Data for the task:
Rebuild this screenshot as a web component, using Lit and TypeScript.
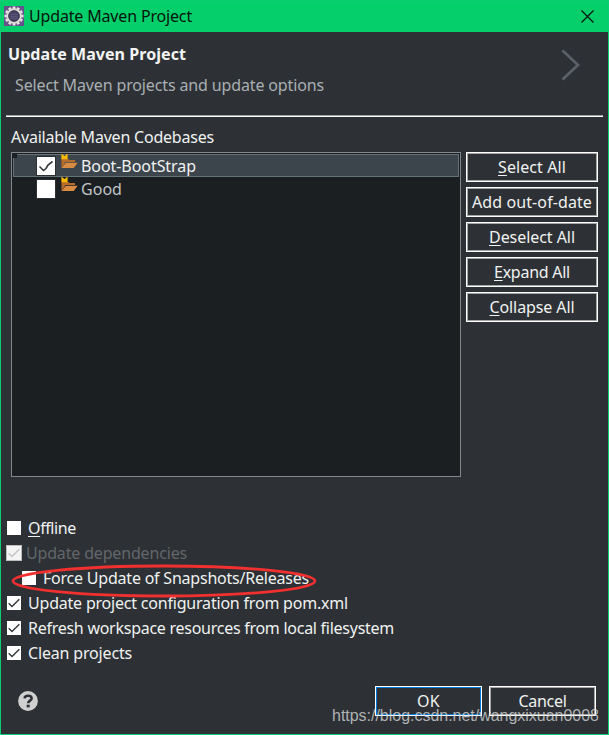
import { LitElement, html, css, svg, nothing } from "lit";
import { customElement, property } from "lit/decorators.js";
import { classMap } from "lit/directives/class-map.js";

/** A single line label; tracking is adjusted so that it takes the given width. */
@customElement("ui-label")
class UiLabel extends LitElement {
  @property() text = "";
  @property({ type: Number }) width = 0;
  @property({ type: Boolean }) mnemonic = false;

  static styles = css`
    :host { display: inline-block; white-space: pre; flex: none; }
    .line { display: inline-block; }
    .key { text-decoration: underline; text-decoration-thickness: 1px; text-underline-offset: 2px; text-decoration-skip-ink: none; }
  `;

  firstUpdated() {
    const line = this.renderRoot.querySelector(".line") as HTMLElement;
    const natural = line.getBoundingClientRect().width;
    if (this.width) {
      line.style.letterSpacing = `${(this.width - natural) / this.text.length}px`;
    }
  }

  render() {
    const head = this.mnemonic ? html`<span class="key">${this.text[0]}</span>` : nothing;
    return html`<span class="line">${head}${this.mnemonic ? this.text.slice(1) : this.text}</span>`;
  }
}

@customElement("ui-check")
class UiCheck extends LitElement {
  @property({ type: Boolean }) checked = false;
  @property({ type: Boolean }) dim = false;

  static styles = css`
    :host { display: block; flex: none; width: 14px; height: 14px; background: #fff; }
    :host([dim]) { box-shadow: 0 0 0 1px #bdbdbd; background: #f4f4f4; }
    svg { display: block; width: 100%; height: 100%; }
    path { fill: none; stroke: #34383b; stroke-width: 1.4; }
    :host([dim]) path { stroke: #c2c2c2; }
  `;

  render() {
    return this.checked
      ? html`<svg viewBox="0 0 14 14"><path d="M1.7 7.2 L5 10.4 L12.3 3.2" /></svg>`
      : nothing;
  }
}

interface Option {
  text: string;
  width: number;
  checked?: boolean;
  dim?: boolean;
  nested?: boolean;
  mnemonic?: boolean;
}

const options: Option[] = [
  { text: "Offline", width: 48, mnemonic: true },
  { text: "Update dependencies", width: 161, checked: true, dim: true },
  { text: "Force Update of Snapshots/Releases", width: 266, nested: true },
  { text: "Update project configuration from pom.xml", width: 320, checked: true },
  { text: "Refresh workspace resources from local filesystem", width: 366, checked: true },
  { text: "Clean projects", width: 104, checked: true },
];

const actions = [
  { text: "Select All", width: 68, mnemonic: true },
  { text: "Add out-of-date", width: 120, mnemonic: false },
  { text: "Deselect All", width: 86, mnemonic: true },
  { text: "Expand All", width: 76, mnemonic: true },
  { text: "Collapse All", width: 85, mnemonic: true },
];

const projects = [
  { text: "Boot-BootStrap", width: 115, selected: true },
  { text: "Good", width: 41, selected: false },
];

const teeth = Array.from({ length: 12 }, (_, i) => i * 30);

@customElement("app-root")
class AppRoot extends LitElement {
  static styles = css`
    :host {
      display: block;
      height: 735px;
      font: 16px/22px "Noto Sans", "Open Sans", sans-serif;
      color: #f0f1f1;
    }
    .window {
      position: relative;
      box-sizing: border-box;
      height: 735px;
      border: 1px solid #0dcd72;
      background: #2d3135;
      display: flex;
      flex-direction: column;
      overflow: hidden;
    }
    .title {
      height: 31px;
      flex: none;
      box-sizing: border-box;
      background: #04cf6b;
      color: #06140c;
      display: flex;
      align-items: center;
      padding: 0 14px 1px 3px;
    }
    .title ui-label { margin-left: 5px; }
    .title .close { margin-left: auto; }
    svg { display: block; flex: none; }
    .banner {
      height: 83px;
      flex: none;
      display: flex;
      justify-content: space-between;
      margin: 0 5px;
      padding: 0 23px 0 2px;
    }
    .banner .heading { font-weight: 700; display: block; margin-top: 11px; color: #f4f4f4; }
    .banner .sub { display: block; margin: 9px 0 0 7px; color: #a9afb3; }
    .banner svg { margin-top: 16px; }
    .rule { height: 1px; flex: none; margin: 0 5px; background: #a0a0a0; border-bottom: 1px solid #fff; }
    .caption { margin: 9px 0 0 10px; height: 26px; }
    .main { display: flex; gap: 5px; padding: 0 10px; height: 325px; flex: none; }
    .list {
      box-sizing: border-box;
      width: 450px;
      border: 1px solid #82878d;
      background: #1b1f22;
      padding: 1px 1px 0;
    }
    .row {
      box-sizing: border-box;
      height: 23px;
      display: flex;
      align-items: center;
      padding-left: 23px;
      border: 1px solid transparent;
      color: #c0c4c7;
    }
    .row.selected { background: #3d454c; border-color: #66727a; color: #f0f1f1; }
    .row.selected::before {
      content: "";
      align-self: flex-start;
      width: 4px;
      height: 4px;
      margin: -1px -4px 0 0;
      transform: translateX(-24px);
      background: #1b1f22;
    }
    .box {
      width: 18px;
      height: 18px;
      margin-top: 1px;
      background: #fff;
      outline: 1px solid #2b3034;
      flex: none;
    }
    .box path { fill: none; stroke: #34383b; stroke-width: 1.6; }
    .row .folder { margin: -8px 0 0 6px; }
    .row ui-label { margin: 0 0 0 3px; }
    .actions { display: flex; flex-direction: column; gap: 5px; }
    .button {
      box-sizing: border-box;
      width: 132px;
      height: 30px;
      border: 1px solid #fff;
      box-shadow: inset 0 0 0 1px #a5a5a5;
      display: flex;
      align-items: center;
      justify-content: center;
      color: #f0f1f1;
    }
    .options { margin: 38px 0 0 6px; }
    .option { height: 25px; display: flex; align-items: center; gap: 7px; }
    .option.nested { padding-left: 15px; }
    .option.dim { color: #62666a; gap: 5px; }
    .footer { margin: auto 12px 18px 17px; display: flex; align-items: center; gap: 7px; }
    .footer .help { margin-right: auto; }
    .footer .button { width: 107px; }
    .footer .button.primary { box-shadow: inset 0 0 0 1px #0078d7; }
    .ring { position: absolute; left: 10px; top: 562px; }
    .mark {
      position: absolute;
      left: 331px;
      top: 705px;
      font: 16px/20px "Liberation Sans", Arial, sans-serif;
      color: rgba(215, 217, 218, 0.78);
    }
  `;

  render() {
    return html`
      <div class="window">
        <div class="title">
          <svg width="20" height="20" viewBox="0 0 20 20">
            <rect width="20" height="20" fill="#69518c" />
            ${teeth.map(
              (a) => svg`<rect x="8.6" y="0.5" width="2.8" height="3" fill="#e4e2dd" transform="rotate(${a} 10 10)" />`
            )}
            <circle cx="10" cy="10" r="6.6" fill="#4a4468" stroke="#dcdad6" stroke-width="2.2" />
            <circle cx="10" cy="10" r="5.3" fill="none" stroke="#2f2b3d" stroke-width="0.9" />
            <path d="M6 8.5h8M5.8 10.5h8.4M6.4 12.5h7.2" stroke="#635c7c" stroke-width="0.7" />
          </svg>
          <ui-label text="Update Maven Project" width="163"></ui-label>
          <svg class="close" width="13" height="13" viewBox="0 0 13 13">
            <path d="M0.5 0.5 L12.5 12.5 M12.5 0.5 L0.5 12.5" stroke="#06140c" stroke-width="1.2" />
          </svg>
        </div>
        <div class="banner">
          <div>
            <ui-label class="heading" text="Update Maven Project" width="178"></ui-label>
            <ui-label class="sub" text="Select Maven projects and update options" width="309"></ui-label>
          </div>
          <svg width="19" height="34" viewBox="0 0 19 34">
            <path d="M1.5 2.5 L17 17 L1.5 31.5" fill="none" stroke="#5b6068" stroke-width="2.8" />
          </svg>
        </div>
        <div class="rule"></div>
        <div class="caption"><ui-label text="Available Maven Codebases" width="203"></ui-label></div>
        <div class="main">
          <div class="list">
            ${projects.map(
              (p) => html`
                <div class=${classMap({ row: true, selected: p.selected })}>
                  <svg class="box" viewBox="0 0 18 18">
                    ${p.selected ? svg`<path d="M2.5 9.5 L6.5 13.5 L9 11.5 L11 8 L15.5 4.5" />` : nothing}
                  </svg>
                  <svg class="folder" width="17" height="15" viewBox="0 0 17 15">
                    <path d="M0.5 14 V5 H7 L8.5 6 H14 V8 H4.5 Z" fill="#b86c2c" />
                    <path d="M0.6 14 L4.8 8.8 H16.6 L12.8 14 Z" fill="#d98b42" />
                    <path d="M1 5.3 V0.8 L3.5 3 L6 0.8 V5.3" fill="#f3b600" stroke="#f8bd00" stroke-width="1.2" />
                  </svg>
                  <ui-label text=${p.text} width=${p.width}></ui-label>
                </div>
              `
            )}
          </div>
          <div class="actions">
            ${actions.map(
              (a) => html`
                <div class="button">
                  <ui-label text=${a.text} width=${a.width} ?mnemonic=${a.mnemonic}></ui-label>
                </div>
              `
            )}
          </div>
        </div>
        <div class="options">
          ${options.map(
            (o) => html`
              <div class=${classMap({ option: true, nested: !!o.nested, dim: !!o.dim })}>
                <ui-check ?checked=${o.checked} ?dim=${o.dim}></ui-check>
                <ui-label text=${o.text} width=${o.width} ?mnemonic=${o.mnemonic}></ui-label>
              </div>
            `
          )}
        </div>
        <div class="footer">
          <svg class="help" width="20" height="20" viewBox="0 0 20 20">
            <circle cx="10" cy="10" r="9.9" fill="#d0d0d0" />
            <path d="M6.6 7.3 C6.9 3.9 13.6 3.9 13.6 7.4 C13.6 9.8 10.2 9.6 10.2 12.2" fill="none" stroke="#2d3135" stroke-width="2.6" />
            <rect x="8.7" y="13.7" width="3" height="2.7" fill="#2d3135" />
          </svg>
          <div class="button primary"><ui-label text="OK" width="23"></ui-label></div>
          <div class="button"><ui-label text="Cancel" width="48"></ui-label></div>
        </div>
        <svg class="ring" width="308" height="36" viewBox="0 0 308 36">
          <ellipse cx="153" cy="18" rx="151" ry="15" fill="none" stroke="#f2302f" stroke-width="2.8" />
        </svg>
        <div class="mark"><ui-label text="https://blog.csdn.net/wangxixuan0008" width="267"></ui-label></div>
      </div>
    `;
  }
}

--

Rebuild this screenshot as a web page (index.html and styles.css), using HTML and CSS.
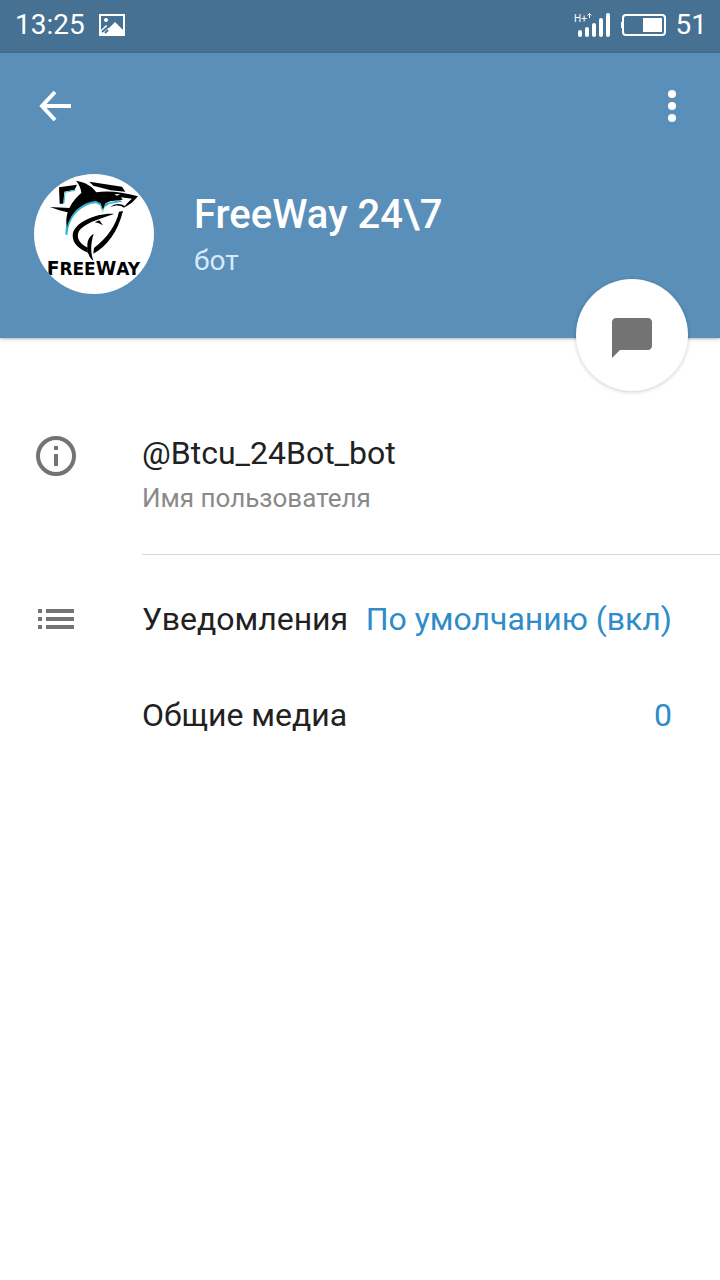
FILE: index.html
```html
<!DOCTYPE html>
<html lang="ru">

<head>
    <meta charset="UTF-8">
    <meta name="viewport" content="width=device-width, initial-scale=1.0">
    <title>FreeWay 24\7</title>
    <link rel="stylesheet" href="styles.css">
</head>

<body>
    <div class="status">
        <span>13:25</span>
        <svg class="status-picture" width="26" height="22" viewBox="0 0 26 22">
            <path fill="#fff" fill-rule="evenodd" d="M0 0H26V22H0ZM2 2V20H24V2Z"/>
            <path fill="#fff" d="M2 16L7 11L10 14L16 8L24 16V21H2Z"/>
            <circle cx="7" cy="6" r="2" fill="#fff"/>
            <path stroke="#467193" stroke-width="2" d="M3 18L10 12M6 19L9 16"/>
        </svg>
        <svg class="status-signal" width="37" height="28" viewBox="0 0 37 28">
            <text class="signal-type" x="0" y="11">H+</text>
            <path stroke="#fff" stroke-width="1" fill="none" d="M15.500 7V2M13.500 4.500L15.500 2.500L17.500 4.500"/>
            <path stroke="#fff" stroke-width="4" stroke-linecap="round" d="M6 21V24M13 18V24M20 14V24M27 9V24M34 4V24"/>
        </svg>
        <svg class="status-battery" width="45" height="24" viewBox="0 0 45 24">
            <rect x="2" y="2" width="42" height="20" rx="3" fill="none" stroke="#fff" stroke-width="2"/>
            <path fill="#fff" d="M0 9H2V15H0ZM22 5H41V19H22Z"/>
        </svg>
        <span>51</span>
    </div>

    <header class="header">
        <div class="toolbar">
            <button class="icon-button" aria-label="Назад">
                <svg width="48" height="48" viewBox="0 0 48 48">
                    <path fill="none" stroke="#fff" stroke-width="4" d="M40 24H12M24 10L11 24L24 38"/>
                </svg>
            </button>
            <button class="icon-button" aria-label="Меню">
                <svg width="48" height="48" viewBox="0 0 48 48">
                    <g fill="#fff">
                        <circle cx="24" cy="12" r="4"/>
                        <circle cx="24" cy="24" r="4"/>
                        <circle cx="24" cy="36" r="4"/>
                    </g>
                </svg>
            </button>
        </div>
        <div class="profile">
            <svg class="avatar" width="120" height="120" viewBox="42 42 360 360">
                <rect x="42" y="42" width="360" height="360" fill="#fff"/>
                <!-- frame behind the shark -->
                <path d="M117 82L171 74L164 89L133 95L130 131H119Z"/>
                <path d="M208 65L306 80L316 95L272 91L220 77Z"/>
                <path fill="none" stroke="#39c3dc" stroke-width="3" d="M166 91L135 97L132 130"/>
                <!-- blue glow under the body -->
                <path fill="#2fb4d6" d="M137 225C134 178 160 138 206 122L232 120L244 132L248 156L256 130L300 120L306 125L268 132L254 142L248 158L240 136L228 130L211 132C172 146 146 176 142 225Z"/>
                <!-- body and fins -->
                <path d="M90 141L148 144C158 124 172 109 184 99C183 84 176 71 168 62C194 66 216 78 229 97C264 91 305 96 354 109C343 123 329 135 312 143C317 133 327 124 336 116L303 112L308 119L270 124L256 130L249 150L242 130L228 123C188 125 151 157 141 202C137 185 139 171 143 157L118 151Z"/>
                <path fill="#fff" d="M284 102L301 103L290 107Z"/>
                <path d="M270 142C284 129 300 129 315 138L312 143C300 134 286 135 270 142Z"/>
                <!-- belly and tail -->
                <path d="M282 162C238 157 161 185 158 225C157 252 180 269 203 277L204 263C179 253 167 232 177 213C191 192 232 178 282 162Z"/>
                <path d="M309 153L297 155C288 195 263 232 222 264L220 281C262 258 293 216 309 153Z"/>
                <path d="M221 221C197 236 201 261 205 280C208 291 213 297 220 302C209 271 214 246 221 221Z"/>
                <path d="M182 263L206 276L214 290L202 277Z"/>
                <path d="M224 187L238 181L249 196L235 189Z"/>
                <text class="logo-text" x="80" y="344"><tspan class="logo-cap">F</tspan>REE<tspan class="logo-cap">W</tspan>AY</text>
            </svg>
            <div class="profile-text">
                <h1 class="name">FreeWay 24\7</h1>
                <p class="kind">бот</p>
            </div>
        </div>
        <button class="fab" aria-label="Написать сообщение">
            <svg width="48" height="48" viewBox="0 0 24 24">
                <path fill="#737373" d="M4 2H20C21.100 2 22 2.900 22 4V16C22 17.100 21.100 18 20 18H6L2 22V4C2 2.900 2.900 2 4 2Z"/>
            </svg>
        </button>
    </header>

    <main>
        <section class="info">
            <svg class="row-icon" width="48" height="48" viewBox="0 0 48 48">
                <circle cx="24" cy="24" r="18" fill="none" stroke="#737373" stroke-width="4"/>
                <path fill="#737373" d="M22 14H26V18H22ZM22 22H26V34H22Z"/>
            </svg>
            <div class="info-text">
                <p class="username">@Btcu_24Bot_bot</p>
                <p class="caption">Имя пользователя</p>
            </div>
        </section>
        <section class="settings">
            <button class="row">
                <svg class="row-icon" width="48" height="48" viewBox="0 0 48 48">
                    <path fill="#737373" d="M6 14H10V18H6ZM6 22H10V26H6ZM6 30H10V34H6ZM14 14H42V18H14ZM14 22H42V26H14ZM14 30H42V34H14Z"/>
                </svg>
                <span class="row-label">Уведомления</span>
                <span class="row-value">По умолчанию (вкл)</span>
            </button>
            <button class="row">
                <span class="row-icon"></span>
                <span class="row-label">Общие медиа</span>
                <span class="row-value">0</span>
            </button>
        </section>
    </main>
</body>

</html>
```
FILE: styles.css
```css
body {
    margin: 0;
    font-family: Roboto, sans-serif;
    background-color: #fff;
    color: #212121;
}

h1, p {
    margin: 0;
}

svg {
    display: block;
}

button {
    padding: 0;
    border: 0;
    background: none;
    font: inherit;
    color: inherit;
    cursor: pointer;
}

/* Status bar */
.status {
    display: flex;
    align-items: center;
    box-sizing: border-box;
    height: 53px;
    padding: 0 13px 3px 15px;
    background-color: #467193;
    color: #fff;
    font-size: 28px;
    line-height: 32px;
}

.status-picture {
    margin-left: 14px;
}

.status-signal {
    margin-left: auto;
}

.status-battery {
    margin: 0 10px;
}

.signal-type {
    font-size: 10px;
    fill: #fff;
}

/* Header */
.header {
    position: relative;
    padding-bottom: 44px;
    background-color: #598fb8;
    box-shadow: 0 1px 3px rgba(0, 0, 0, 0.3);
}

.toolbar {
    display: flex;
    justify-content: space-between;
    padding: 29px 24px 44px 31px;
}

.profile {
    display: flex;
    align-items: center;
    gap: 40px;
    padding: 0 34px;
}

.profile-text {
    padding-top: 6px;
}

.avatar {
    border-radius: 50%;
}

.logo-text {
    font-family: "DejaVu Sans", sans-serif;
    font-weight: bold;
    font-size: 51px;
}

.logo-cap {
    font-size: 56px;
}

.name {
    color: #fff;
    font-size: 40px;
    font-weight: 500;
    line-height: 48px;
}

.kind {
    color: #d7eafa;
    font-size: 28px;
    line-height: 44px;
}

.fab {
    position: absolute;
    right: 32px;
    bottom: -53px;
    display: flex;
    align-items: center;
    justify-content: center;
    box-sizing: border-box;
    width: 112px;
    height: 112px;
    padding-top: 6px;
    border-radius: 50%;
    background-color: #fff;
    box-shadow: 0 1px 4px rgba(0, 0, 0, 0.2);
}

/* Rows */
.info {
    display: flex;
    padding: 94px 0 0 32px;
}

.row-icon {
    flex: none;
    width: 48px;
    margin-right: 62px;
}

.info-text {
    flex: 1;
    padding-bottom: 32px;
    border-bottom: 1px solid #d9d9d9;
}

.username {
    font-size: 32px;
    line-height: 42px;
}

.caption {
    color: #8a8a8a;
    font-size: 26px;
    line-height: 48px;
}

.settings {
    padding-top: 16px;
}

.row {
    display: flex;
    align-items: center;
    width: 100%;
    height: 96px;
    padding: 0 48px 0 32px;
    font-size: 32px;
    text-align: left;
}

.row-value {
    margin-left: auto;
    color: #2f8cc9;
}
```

Description of the task: Pick out and copy the lines of the entries that hold the string "this".

Worked solution:
Rebuild this screenshot as a web component, using Lit and TypeScript.
    const line = this.renderRoot.querySelector(".line") as HTMLElement;
    if (this.width) {
      line.style.letterSpacing = `${(this.width - natural) / this.text.length}px`;
    const head = this.mnemonic ? html`<span class="key">${this.text[0]}</span>` : nothing;
    return html`<span class="line">${head}${this.mnemonic ? this.text.slice(1) : this.text}</span>`;
    return this.checked
Rebuild this screenshot as a web page (index.html and styles.css), using HTML and CSS.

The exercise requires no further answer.